3. Christ’s Sufficiency

3 min read · Chapter 54 of 83

However blessed it is to be assured of our forgiveness, and to know that we have in Christ everlasting life, yet there is somewhat beyond this that belongs to God’s people.
The world is another place to a man immediately he knows Jesus; and heaven, too, becomes also another place to him; the world in his eyes is desolation; heaven―home. But whether the believer regards himself as a pilgrim traveling homewards through a scene of desolation, or whether he realizes his position in heaven in Christ, he equally needs the sufficiency, the sustaining, of Jesus Himself.
There is a famine on earth, and let the believer turn which way soever he will, there is not a particle of nourishment for his soul to be gathered from the earth; but the whole of his spiritual food is heavenly, the bread, which is Christ Himself. At the present time, man gathers for his need―as did the sons of the prophets in the dearth―what their hands may find; each goes to search for some good and pleasant thing. But sooner or later comes the woeful discovery that death has spoiled the sweetest things; and then, when the discovery is made by the soul as touching his own case, he is fain to cry out with the sons of the prophets, “O man of God, there is death in the pot.” Death in the pleasantest, in the loveliest, in the dearest things of earth; death in the family; death beneath the rosy cheek of childhood; death within the frame of strong manhood; death upon the gray hairs of age; death in business; death in the household; death everywhere, in everything, on earth. Heart-breaking discovery! Oh! who can eat of the things of life and earth! who can endure its sorrows! “O man of God, there is death in the pot, and they could not eat thereof.”
And how came death into the world? Sin entered, and death by sin, ―which knowledge, when the heart that hates sin discovers it as applied to itself, is bitter; bitter indeed.
Then where is the remedy? How shall we go through life’s sorrows and tears? The man of God gives the sons of the prophets the remedy. “Is there death?” “Then bring meal.” Now meal is a figure of Christ as a man on earth; and when we know Him in His tenderness and sympathy, when we consider Him who has gone through every bitter sorrow that human heart ever felt, then as the sons of the prophets could eat of the food which had death in it (for when the meal was put into the poisoned food, there was “no harm” in it), so can we pass through all the bitter things of our earthly way and find them sweet; yes, all sweet which once was bitter, when Jesus is known. Pain, sorrow, death, ―all, all sweet.

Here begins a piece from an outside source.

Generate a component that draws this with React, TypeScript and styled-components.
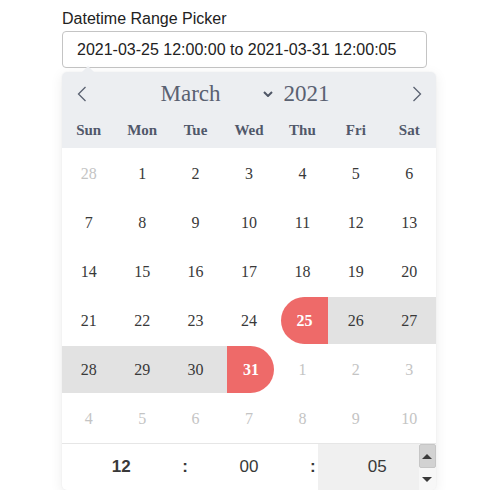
import styled, { createGlobalStyle, css } from "styled-components";

const GlobalStyle = createGlobalStyle`
    body {
        margin: 0;
        background: #ffffff;
    }
`;

const Page = styled.div`
    padding: 9px 0 0 62px;
    font-family: "Liberation Sans", Arial, sans-serif;
`;

const Label = styled.div`
    font-size: 16px;
    line-height: 20px;
    color: #222222;
    margin-bottom: 2px;
`;

const Input = styled.div`
    width: 365px;
    height: 37px;
    box-sizing: border-box;
    border: 1px solid #c4c4c4;
    border-radius: 4px;
    padding: 0 14px;
    display: flex;
    align-items: center;
    font-size: 16px;
    color: #222222;
`;

const Calendar = styled.div`
    position: relative;
    margin-top: 4px;
    width: 374px;
    background: #ffffff;
    border-radius: 5px;
    box-shadow: 0 3px 13px rgba(0, 0, 0, 0.08), 0 0 2px rgba(0, 0, 0, 0.06);
    font-family: "Liberation Serif", "Times New Roman", serif;
    &::before {
        content: "";
        position: absolute;
        top: -6px;
        left: 20px;
        border-left: 6px solid transparent;
        border-right: 6px solid transparent;
        border-bottom: 6px solid #eceef1;
    }
`;

const Header = styled.div`
    background: #eceef1;
    border-radius: 5px 5px 0 0;
    color: #5a6171;
`;

const NavRow = styled.div`
    height: 44px;
    display: grid;
    grid-template-columns: 40px 1fr 40px;
    align-items: center;
`;

const NavArrow = styled.div<{ $side: "prev" | "next" }>`
    display: flex;
    justify-content: ${(p) => (p.$side === "prev" ? "flex-start" : "flex-end")};
    padding: 0 14px;
    ${(p) => (p.$side === "prev" ? "padding-left: 15px;" : "padding-right: 14px;")}
`;

const MonthGroup = styled.div`
    display: flex;
    align-items: center;
    justify-content: center;
    font-size: 23px;
    padding-right: 8px;
`;

const Chevron = styled.span`
    display: flex;
    margin: 0 11px 0 42px;
`;

const WeekRow = styled.div`
    height: 32px;
    padding-bottom: 4px;
    box-sizing: border-box;
    display: grid;
    grid-template-columns: repeat(7, 1fr);
    align-items: center;
    font-size: 15px;
    font-weight: 700;
    color: #51586a;
    text-align: center;
`;

const DaysGrid = styled.div`
    display: grid;
    grid-template-columns: repeat(7, 1fr);
    padding-top: 1px;
`;

type Kind = "normal" | "other" | "range" | "start" | "end";

const Cell = styled.div<{ $kind: Kind }>`
    height: 47px;
    margin: 1px 0;
    display: flex;
    justify-content: center;
    ${(p) => p.$kind === "range" && css`background: #e2e2e2;`}
    ${(p) =>
        p.$kind === "start" &&
        css`background: linear-gradient(to right, transparent 50%, #e2e2e2 50%);`}
    ${(p) =>
        p.$kind === "end" &&
        css`background: linear-gradient(to right, #e2e2e2 50%, transparent 50%);`}
`;

const Day = styled.span<{ $kind: Kind }>`
    width: 47px;
    height: 47px;
    display: flex;
    align-items: center;
    justify-content: center;
    font-size: 16px;
    color: ${(p) => (p.$kind === "other" ? "#c4c4c4" : "#393939")};
    ${(p) =>
        (p.$kind === "start" || p.$kind === "end") &&
        css`
            background: #ee6a69;
            color: #ffffff;
            font-weight: 700;
            border-radius: ${p.$kind === "start" ? "50px 0 0 50px" : "0 50px 50px 0"};
            margin-left: 4px;
        `}
`;

const TimeRow = styled.div`
    display: flex;
    height: 46px;
    border-top: 1px solid #e6e6e6;
    border-radius: 0 0 5px 5px;
    overflow: hidden;
    font-family: "Liberation Sans", Arial, sans-serif;
    font-size: 17px;
    color: #393939;
`;

const TimeField = styled.div<{ $bold?: boolean; $active?: boolean }>`
    flex: 1;
    display: flex;
    align-items: center;
    justify-content: center;
    font-weight: ${(p) => (p.$bold ? 700 : 400)};
    background: ${(p) => (p.$active ? "#f0f0f0" : "transparent")};
    position: relative;
`;

const Separator = styled.div`
    width: 9.5px;
    display: flex;
    align-items: center;
    justify-content: center;
    font-weight: 700;
`;

const ActiveSeconds = styled.div`
    flex: 1;
    display: flex;
    background: #f0f0f0;
`;

const SecondsText = styled.div`
    flex: 1;
    display: flex;
    align-items: center;
    justify-content: center;
    padding-left: 18px;
`;

const Spinner = styled.div`
    width: 17px;
    display: flex;
    flex-direction: column;
    background: #f7f7f7;
`;

const SpinButton = styled.div<{ $pressed?: boolean }>`
    flex: 1;
    display: flex;
    align-items: center;
    justify-content: center;
    background: ${(p) => (p.$pressed ? "#d2d2d2" : "transparent")};
    border: ${(p) => (p.$pressed ? "1px solid #c6c6c6" : "none")};
    border-radius: 2px;
`;

const Triangle = styled.span<{ $up?: boolean }>`
    width: 0;
    height: 0;
    border-left: 5px solid transparent;
    border-right: 5px solid transparent;
    ${(p) =>
        p.$up ? "border-bottom: 5px solid #3a3a3a;" : "border-top: 5px solid #3a3a3a;"}
`;

const weekdays = ["Sun", "Mon", "Tue", "Wed", "Thu", "Fri", "Sat"];

const days: { n: number; kind: Kind }[] = [
    { n: 28, kind: "other" },
    ...Array.from({ length: 31 }, (_, i) => {
        const n = i + 1;
        let kind: Kind = "normal";
        if (n === 25) kind = "start";
        else if (n === 31) kind = "end";
        else if (n > 25) kind = "range";
        return { n, kind };
    }),
    ...Array.from({ length: 10 }, (_, i) => ({ n: i + 1, kind: "other" as Kind })),
];

function ArrowIcon({ dir }: { dir: "left" | "right" }) {
    return (
        <svg width="10" height="16" viewBox="0 0 10 16">
            <path
                d={dir === "left" ? "M8.5 1 L1.5 8 L8.5 15" : "M1.5 1 L8.5 8 L1.5 15"}
                fill="none"
                stroke="#5a6171"
                strokeWidth="1.3"
            />
        </svg>
    );
}

function App() {
    return (
        <Page>
            <GlobalStyle />
            <Label>Datetime Range Picker</Label>
            <Input>2021-03-25 12:00:00 to 2021-03-31 12:00:05</Input>
            <Calendar>
                <Header>
                    <NavRow>
                        <NavArrow $side="prev">
                            <ArrowIcon dir="left" />
                        </NavArrow>
                        <MonthGroup>
                            <span>March</span>
                            <Chevron>
                                <svg width="10" height="6" viewBox="0 0 10 6">
                                    <path d="M1 1 L5 5 L9 1" fill="none" stroke="#4f5666" strokeWidth="2" />
                                </svg>
                            </Chevron>
                            <span>2021</span>
                        </MonthGroup>
                        <NavArrow $side="next">
                            <ArrowIcon dir="right" />
                        </NavArrow>
                    </NavRow>
                    <WeekRow>
                        {weekdays.map((d) => (
                            <span key={d}>{d}</span>
                        ))}
                    </WeekRow>
                </Header>
                <DaysGrid>
                    {days.map((d, i) => (
                        <Cell key={i} $kind={d.kind}>
                            <Day $kind={d.kind}>{d.n}</Day>
                        </Cell>
                    ))}
                </DaysGrid>
                <TimeRow>
                    <TimeField $bold>12</TimeField>
                    <Separator>:</Separator>
                    <TimeField>00</TimeField>
                    <Separator>:</Separator>
                    <ActiveSeconds>
                        <SecondsText>05</SecondsText>
                        <Spinner>
                            <SpinButton $pressed>
                                <Triangle $up />
                            </SpinButton>
                            <SpinButton>
                                <Triangle />
                            </SpinButton>
                        </Spinner>
                    </ActiveSeconds>
                </TimeRow>
            </Calendar>
        </Page>
    );
}

export default App;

Beloved fellow Christian, know you Jesus thus as with you in all the circumstances of life? have you found His love and presence make everything sweet?
Yet, dear Christian, there is more in Christ than a sweetening of your bitter circumstances, more than friendship and sympathy for you as a tried soul on earth; for Jesus is not here any longer, His feet have left this weary scene; you may trace the imprint of His steps as the Holy Ghost has recorded them in God’s word, but Jesus Himself is risen. He has passed through death, and has reached the land of glory; He has left the sorrowful land, and has sat down in the home of unmingled joy; and His fullness in that rich place is yours.
The sons of the prophets ate of the loaves of the first fruits and left thereof, according to the word of the Lord God. There was an abundance in the supply which went beyond their need; for the supply was after Jehovah’s measure.
The loaves of the first fruits, the earnest of the harvest, the promise of coming abundance, tell us of our risen Lord. Christ the first fruits (1 Corinthians 15:23) is evidence of the end of the famine. Upon Him let us now feed our souls, and, feeding spiritually upon our risen Lord Jesus, know by the power of His Spirit of that fullness which far exceeds our earthly wants, which is exhaustless, which is heavenly, after the measure of the love, and grace, and power of the God and Father of our Lord Jesus Christ.